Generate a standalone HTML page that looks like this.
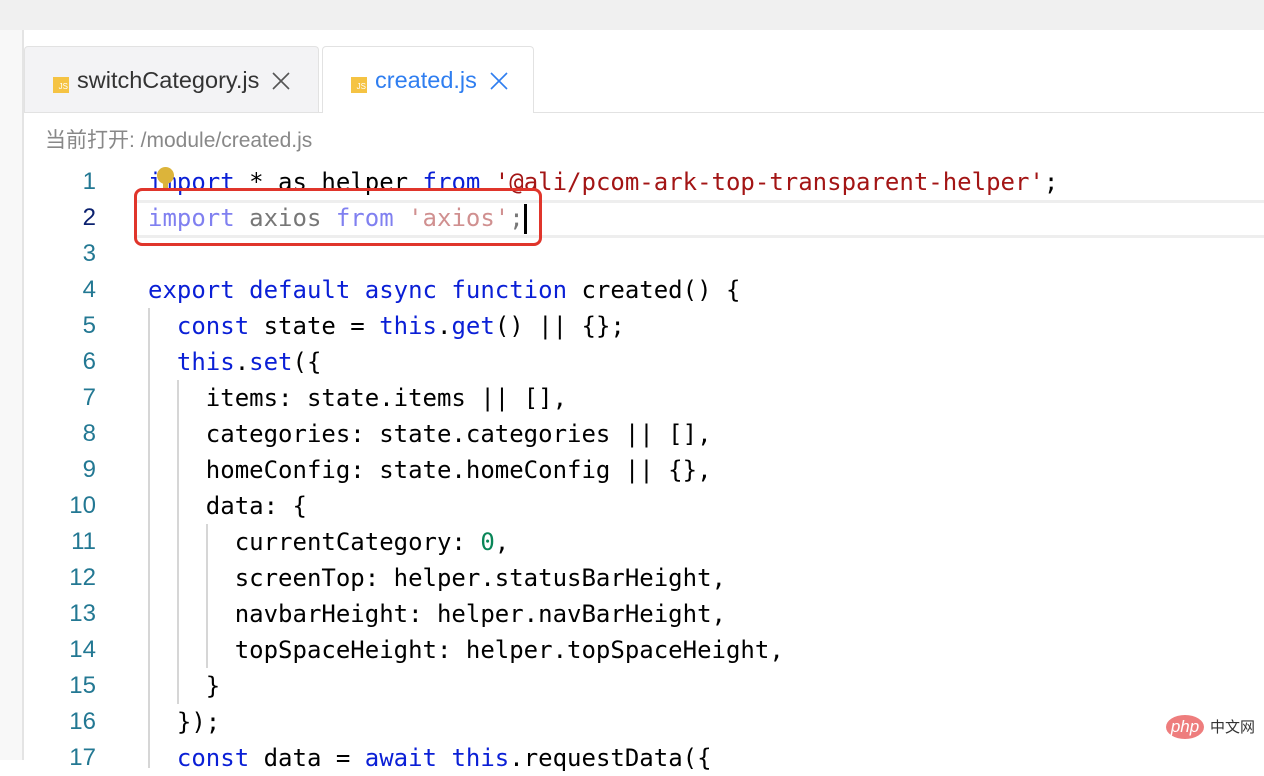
<!DOCTYPE html>
<html><head><meta charset="utf-8"><style>
body{margin:0;width:1264px;height:760px;overflow:hidden;background:#fff;position:relative;font-family:"Liberation Sans","Noto Sans CJK SC",sans-serif}
.top{position:absolute;left:0;top:0;width:1264px;height:30px;background:#f0f0f0}
.side{position:absolute;left:0;top:30px;width:22px;height:730px;background:#f8f8f8;border-right:2px solid #e4e4e4}
.tabbar{position:absolute;left:24px;top:112px;width:1240px;height:1px;background:#e2e2e2}
.tab{position:absolute;top:46px;height:66px;border:1px solid #e2e2e2;border-bottom:none;border-radius:4px 4px 0 0;font-size:23.5px;line-height:66px;box-sizing:border-box;white-space:nowrap}
.js{display:inline-block;width:16px;height:16px;background:#f5c343;color:#fff;font-size:8px;line-height:20px;text-align:right;vertical-align:-1px;margin-right:8px;box-sizing:border-box;padding-right:1px}
.x{display:inline-block;margin-left:13px;vertical-align:-2px}
.path{position:absolute;left:45px;top:124px;font-size:21px;color:#888}
.ln{position:absolute;width:96px;left:0;text-align:right;font-size:24px;color:#237893;height:36px;line-height:36px}
.cl{position:absolute;left:148px;height:36px;line-height:36px;font-family:"DejaVu Sans Mono","Liberation Mono",monospace;font-size:24px;color:#000;white-space:pre}
.k{color:#0a1fd6}.s{color:#a31515}.n{color:#098658}
.g{position:absolute;width:2px;background:#d6d6d6}
</style></head><body>
<div class="top"></div>
<div class="side"></div>
<div class="tab" style="left:24px;width:295px;background:#f3f3f5;padding-left:28px;color:#333">
<span class="js">JS</span>switchCategory.js<svg class="x" width="18" height="18" viewBox="0 0 18 18"><path d="M1 1L17 17M17 1L1 17" stroke="#555" stroke-width="1.6"/></svg></div>
<div class="tab" style="left:322px;width:212px;height:67px;background:#fff;padding-left:28px;color:#2f7ef0;z-index:2">
<span class="js">JS</span>created.js<svg class="x" width="18" height="18" viewBox="0 0 18 18"><path d="M1 1L17 17M17 1L1 17" stroke="#2f7ef0" stroke-width="1.6"/></svg></div>
<div class="tabbar"></div>
<div class="path">当前打开: /module/created.js</div>

<div style="position:absolute;left:136px;top:200px;width:1128px;height:32px;border-top:3px solid #eee;border-bottom:3px solid #eee"></div>

<div class="g" style="left:148px;top:308px;height:460px"></div>
<div class="g" style="left:177px;top:380px;height:324px"></div>
<div class="g" style="left:206px;top:524px;height:144px"></div>

<div class="ln" style="top:164px">1</div>
<div class="ln" style="top:200px;color:#0b216f">2</div>
<div class="ln" style="top:236px">3</div>
<div class="ln" style="top:272px">4</div>
<div class="ln" style="top:308px">5</div>
<div class="ln" style="top:344px">6</div>
<div class="ln" style="top:380px">7</div>
<div class="ln" style="top:416px">8</div>
<div class="ln" style="top:452px">9</div>
<div class="ln" style="top:488px">10</div>
<div class="ln" style="top:524px">11</div>
<div class="ln" style="top:560px">12</div>
<div class="ln" style="top:596px">13</div>
<div class="ln" style="top:632px">14</div>
<div class="ln" style="top:668px">15</div>
<div class="ln" style="top:704px">16</div>
<div class="ln" style="top:740px">17</div>

<div class="cl" style="top:164px"><span class="k">import</span> * as helper <span class="k">from</span> <span class="s">'@ali/pcom-ark-top-transparent-helper'</span>;</div>
<div class="cl" style="top:200px;color:#777"><span style="color:#8080f0">import</span> axios <span style="color:#8080f0">from</span> <span style="color:#d09090">'axios'</span>;<span style="display:inline-block;width:3px;height:30px;background:#000;vertical-align:middle"></span></div>
<div class="cl" style="top:272px"><span class="k">export default async function</span> created() {</div>
<div class="cl" style="top:308px">  <span class="k">const</span> state = <span class="k">this</span>.<span class="k">get</span>() || {};</div>
<div class="cl" style="top:344px">  <span class="k">this</span>.<span class="k">set</span>({</div>
<div class="cl" style="top:380px">    items: state.items || [],</div>
<div class="cl" style="top:416px">    categories: state.categories || [],</div>
<div class="cl" style="top:452px">    homeConfig: state.homeConfig || {},</div>
<div class="cl" style="top:488px">    data: {</div>
<div class="cl" style="top:524px">      currentCategory: <span class="n">0</span>,</div>
<div class="cl" style="top:560px">      screenTop: helper.statusBarHeight,</div>
<div class="cl" style="top:596px">      navbarHeight: helper.navBarHeight,</div>
<div class="cl" style="top:632px">      topSpaceHeight: helper.topSpaceHeight,</div>
<div class="cl" style="top:668px">    }</div>
<div class="cl" style="top:704px">  });</div>
<div class="cl" style="top:740px">  <span class="k">const</span> data = <span class="k">await this</span>.requestData({</div>

<div style="position:absolute;left:157px;top:167px;width:17px;height:17px;border-radius:50%;background:#dcb43a"></div>
<div style="position:absolute;left:163px;top:182px;width:5px;height:8px;background:#dcb43a"></div>
<div style="position:absolute;left:134px;top:188px;width:402px;height:52px;border:3px solid #e0352b;border-radius:8px"></div>

<div style="position:absolute;left:1166px;top:715px;width:38px;height:24px;border-radius:50%;background:#ee7d7d;color:#fff;font-style:italic;font-size:17px;line-height:23px;text-align:center">php</div>
<div style="position:absolute;left:1210px;top:716px;font-size:15px;color:#333">中文网</div>
</body></html>
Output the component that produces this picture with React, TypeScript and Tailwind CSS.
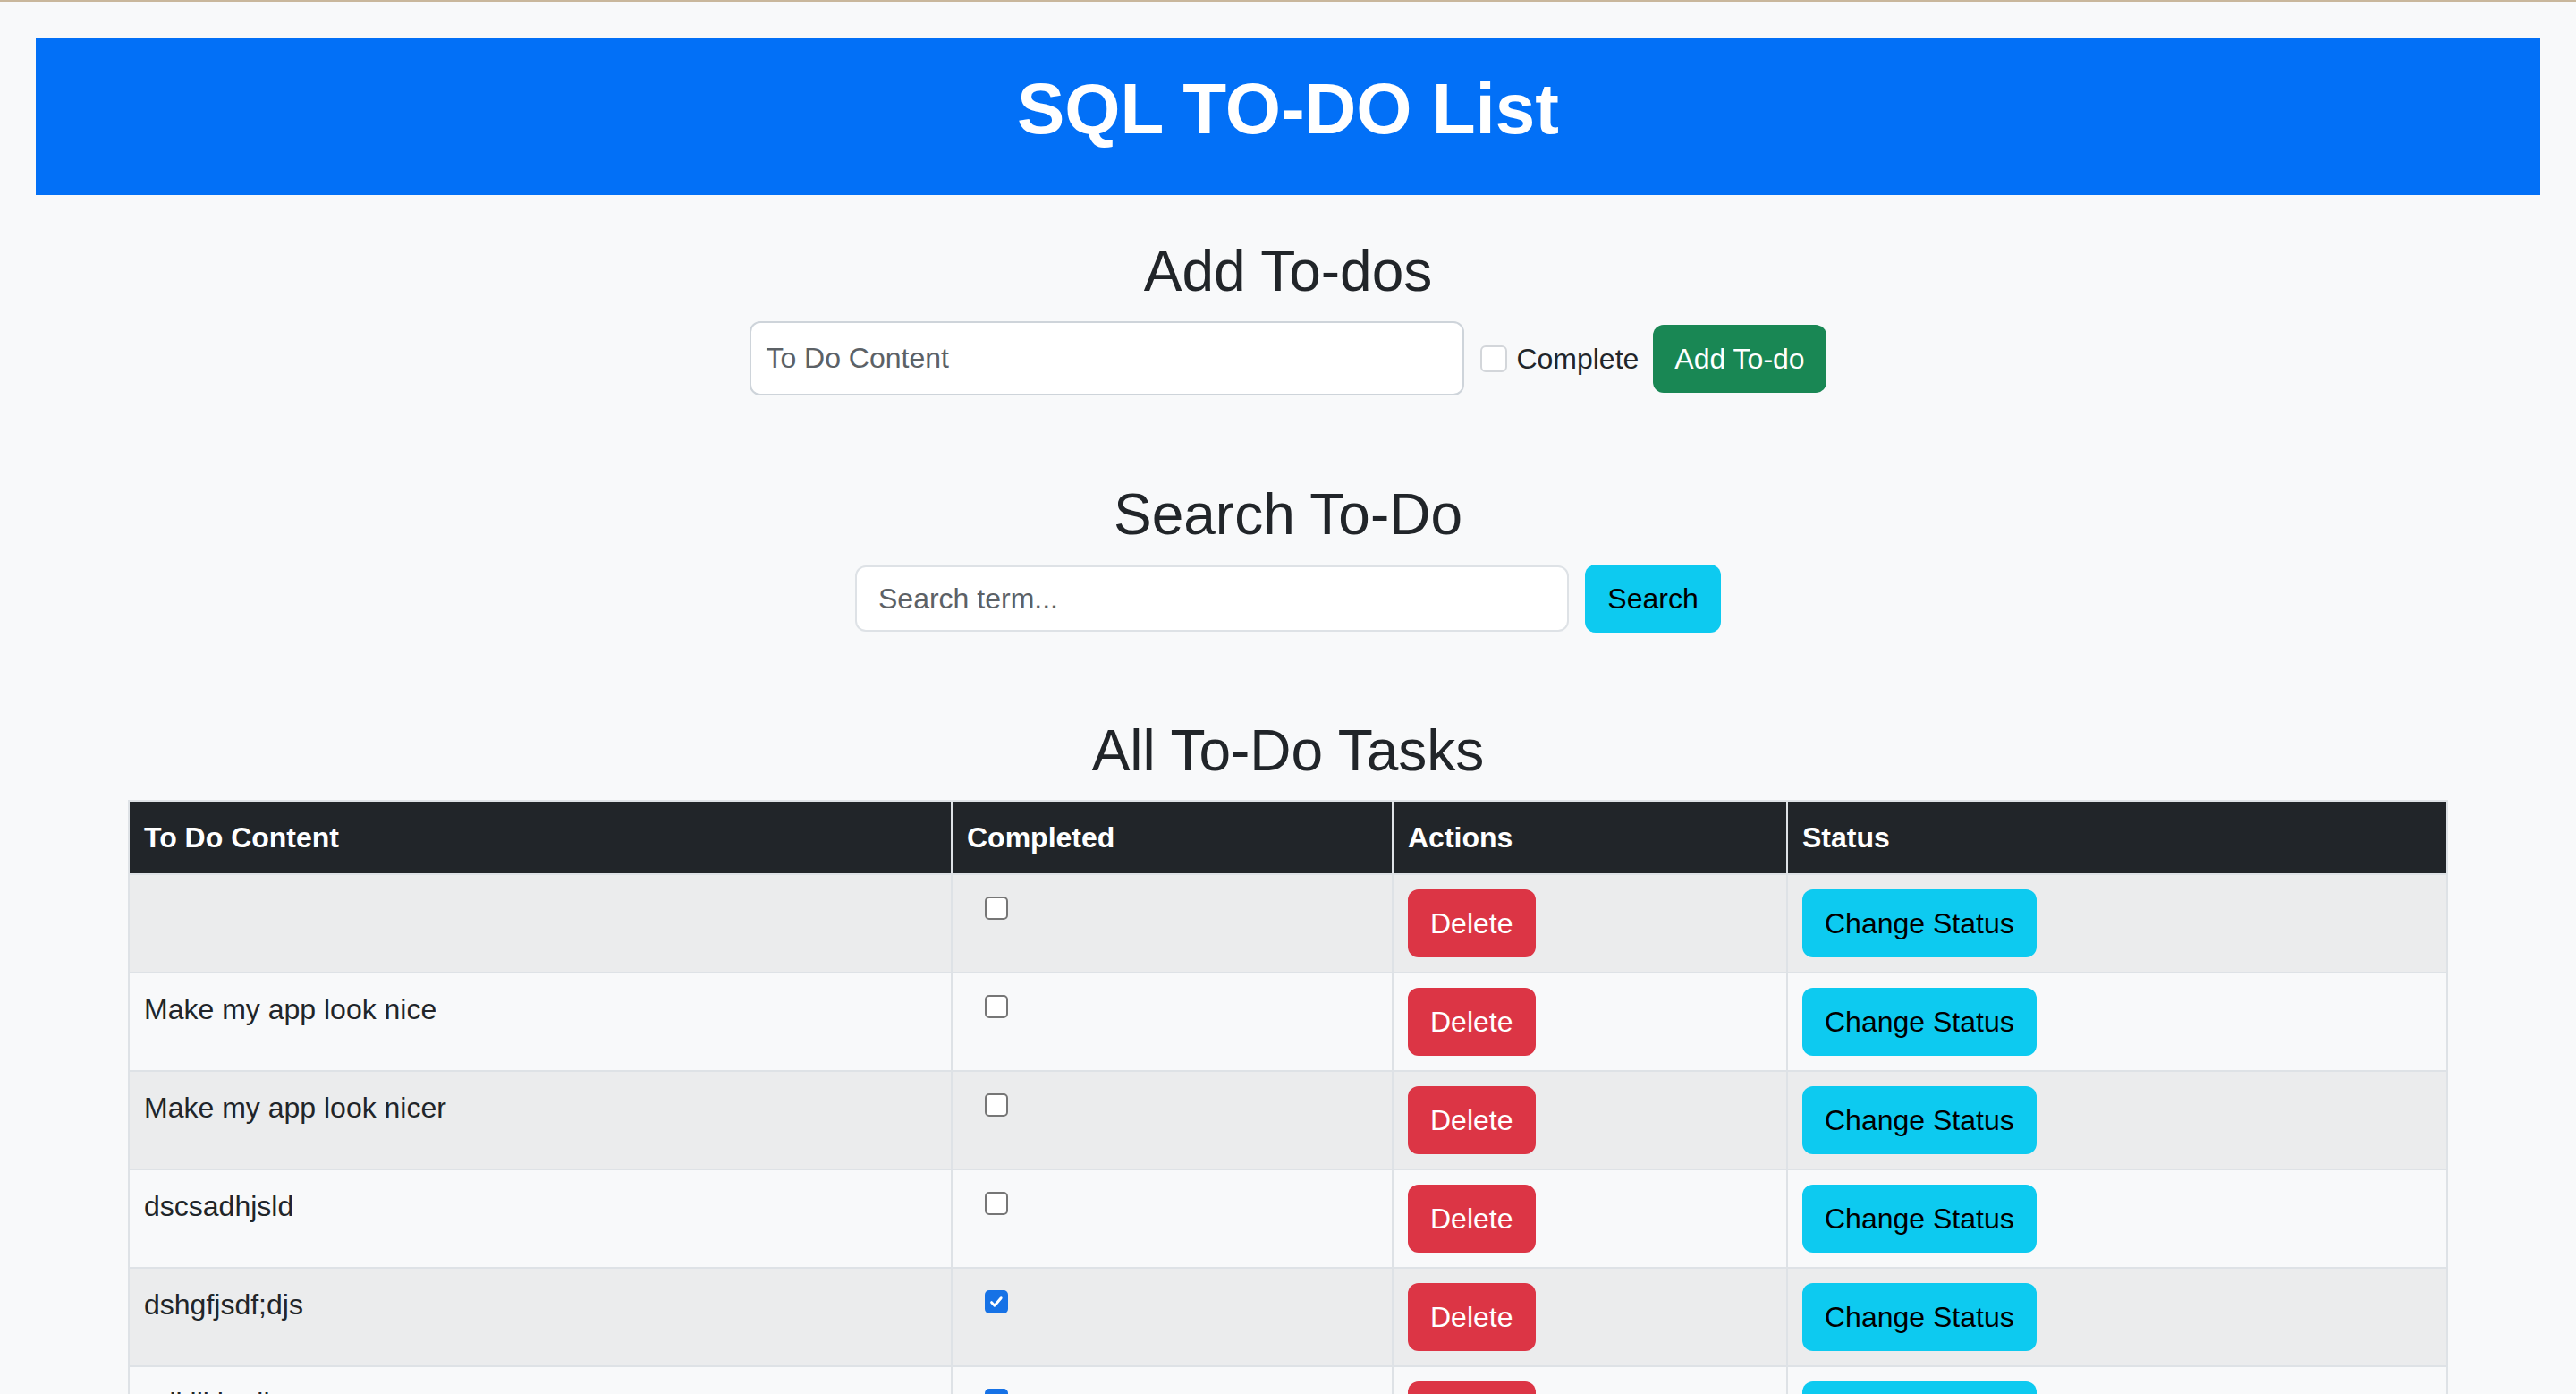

☆ ☆ ☆

GIVEN EXERCISE => Without the pictures, repeat all the records word for word.

SOLUTION BELOW =>
Generate a standalone HTML page that looks like this.
<!DOCTYPE html>
<html><head><meta charset="utf-8"><style>
body{margin:0;width:1264px;height:760px;overflow:hidden;background:#fff;position:relative;font-family:"Liberation Sans","Noto Sans CJK SC",sans-serif}
.top{position:absolute;left:0;top:0;width:1264px;height:30px;background:#f0f0f0}
.side{position:absolute;left:0;top:30px;width:22px;height:730px;background:#f8f8f8;border-right:2px solid #e4e4e4}
.tabbar{position:absolute;left:24px;top:112px;width:1240px;height:1px;background:#e2e2e2}
.tab{position:absolute;top:46px;height:66px;border:1px solid #e2e2e2;border-bottom:none;border-radius:4px 4px 0 0;font-size:23.5px;line-height:66px;box-sizing:border-box;white-space:nowrap}
.js{display:inline-block;width:16px;height:16px;background:#f5c343;color:#fff;font-size:8px;line-height:20px;text-align:right;vertical-align:-1px;margin-right:8px;box-sizing:border-box;padding-right:1px}
.x{display:inline-block;margin-left:13px;vertical-align:-2px}
.path{position:absolute;left:45px;top:124px;font-size:21px;color:#888}
.ln{position:absolute;width:96px;left:0;text-align:right;font-size:24px;color:#237893;height:36px;line-height:36px}
.cl{position:absolute;left:148px;height:36px;line-height:36px;font-family:"DejaVu Sans Mono","Liberation Mono",monospace;font-size:24px;color:#000;white-space:pre}
.k{color:#0a1fd6}.s{color:#a31515}.n{color:#098658}
.g{position:absolute;width:2px;background:#d6d6d6}
</style></head><body>
<div class="top"></div>
<div class="side"></div>
<div class="tab" style="left:24px;width:295px;background:#f3f3f5;padding-left:28px;color:#333">
<span class="js">JS</span>switchCategory.js<svg class="x" width="18" height="18" viewBox="0 0 18 18"><path d="M1 1L17 17M17 1L1 17" stroke="#555" stroke-width="1.6"/></svg></div>
<div class="tab" style="left:322px;width:212px;height:67px;background:#fff;padding-left:28px;color:#2f7ef0;z-index:2">
<span class="js">JS</span>created.js<svg class="x" width="18" height="18" viewBox="0 0 18 18"><path d="M1 1L17 17M17 1L1 17" stroke="#2f7ef0" stroke-width="1.6"/></svg></div>
<div class="tabbar"></div>
<div class="path">当前打开: /module/created.js</div>

<div style="position:absolute;left:136px;top:200px;width:1128px;height:32px;border-top:3px solid #eee;border-bottom:3px solid #eee"></div>

<div class="g" style="left:148px;top:308px;height:460px"></div>
<div class="g" style="left:177px;top:380px;height:324px"></div>
<div class="g" style="left:206px;top:524px;height:144px"></div>

<div class="ln" style="top:164px">1</div>
<div class="ln" style="top:200px;color:#0b216f">2</div>
<div class="ln" style="top:236px">3</div>
<div class="ln" style="top:272px">4</div>
<div class="ln" style="top:308px">5</div>
<div class="ln" style="top:344px">6</div>
<div class="ln" style="top:380px">7</div>
<div class="ln" style="top:416px">8</div>
<div class="ln" style="top:452px">9</div>
<div class="ln" style="top:488px">10</div>
<div class="ln" style="top:524px">11</div>
<div class="ln" style="top:560px">12</div>
<div class="ln" style="top:596px">13</div>
<div class="ln" style="top:632px">14</div>
<div class="ln" style="top:668px">15</div>
<div class="ln" style="top:704px">16</div>
<div class="ln" style="top:740px">17</div>

<div class="cl" style="top:164px"><span class="k">import</span> * as helper <span class="k">from</span> <span class="s">'@ali/pcom-ark-top-transparent-helper'</span>;</div>
<div class="cl" style="top:200px;color:#777"><span style="color:#8080f0">import</span> axios <span style="color:#8080f0">from</span> <span style="color:#d09090">'axios'</span>;<span style="display:inline-block;width:3px;height:30px;background:#000;vertical-align:middle"></span></div>
<div class="cl" style="top:272px"><span class="k">export default async function</span> created() {</div>
<div class="cl" style="top:308px">  <span class="k">const</span> state = <span class="k">this</span>.<span class="k">get</span>() || {};</div>
<div class="cl" style="top:344px">  <span class="k">this</span>.<span class="k">set</span>({</div>
<div class="cl" style="top:380px">    items: state.items || [],</div>
<div class="cl" style="top:416px">    categories: state.categories || [],</div>
<div class="cl" style="top:452px">    homeConfig: state.homeConfig || {},</div>
<div class="cl" style="top:488px">    data: {</div>
<div class="cl" style="top:524px">      currentCategory: <span class="n">0</span>,</div>
<div class="cl" style="top:560px">      screenTop: helper.statusBarHeight,</div>
<div class="cl" style="top:596px">      navbarHeight: helper.navBarHeight,</div>
<div class="cl" style="top:632px">      topSpaceHeight: helper.topSpaceHeight,</div>
<div class="cl" style="top:668px">    }</div>
<div class="cl" style="top:704px">  });</div>
<div class="cl" style="top:740px">  <span class="k">const</span> data = <span class="k">await this</span>.requestData({</div>

<div style="position:absolute;left:157px;top:167px;width:17px;height:17px;border-radius:50%;background:#dcb43a"></div>
<div style="position:absolute;left:163px;top:182px;width:5px;height:8px;background:#dcb43a"></div>
<div style="position:absolute;left:134px;top:188px;width:402px;height:52px;border:3px solid #e0352b;border-radius:8px"></div>

<div style="position:absolute;left:1166px;top:715px;width:38px;height:24px;border-radius:50%;background:#ee7d7d;color:#fff;font-style:italic;font-size:17px;line-height:23px;text-align:center">php</div>
<div style="position:absolute;left:1210px;top:716px;font-size:15px;color:#333">中文网</div>
</body></html>
Output the component that produces this picture with React, TypeScript and Tailwind CSS.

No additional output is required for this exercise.